A voice style guide lets agents know what they’re striving for and gives them the confidence that what they are doing is correct.

Some things to include:

  • An overall expected tone (e.g., “professional, but not cold”)
  • Company terminology to use
  • Useful customer service phrases
  • Appropriate register (e.g., whether to use the customer’s first name)
  • Negative phrases to avoid
  • The use of emojis in written conversations

This style guide should be included in an onboarding toolkit for new agents so they internalize the style and tone you expect from them right from the beginning of their journey with your company.

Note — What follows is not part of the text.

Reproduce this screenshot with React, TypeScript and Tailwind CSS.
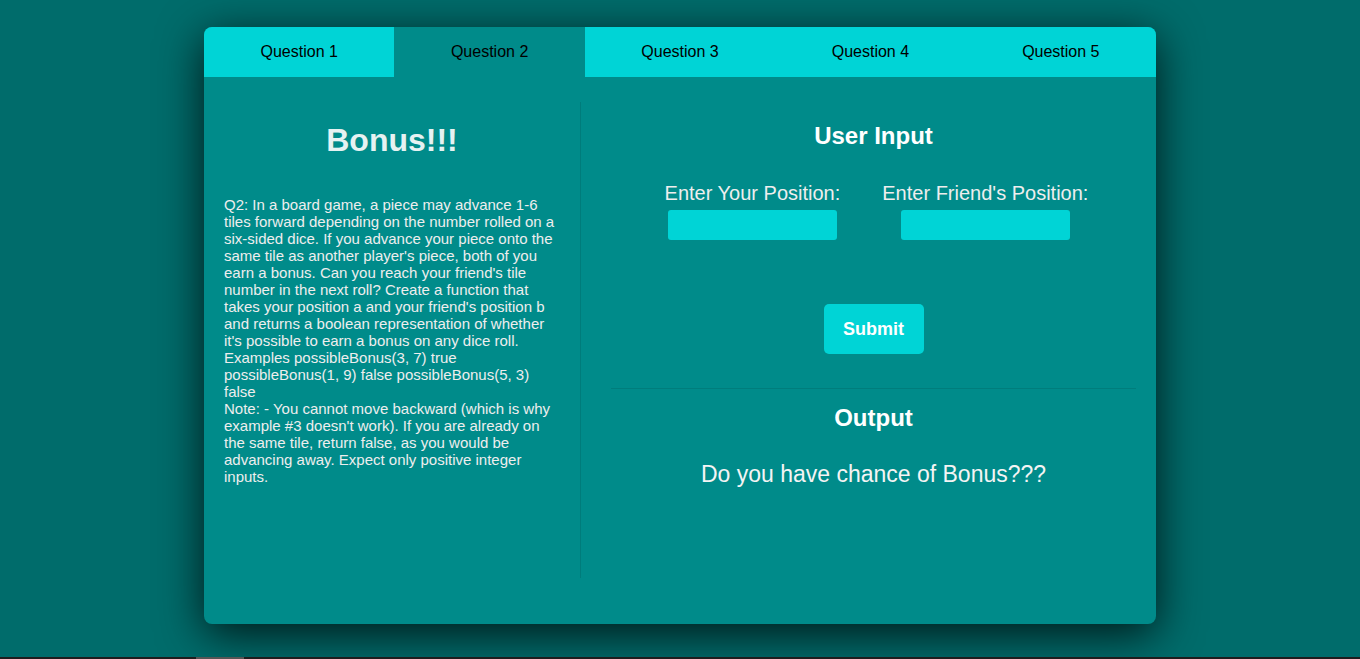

Track Customer Feedback to Reevaluate Alignment

Setting this plan in motion is just the beginning. You must monitor how your efforts are working to improve customer satisfaction and Customer Success. Tracking customer feedback and deriving appropriate insights from it is a good way to do so.

Customer feedback goes further than offering information on how well you are delivering Customer Success. It’s also one of the earliest indications of places where your business strategy isn’t quite right. The intelligent use of customer support data and metrics can lead your business to new methods and opportunities.

Conclusion

Customer service should never be treated as a department distinct from the rest of your company. By aligning customer service with your company’s overall business goals, you can better deliver Customer Success, where you focus on the needs of the customer and how you can best help them achieve their goals.

If your customer service seems out of alignment with the rest of the business, you can right the ship by setting new customer service goals. Invest in customer service and offer your customer service managers the tools and space to build customer service teams that can deliver Customer Success.

Break the organizational silos of your company by getting sales, marketing, and support on the same page. You can do this with cross-team training, more collaboration, and shared incentives. Leverage customer data and customer feedback to make all departments stronger, all working together to meet a common goal.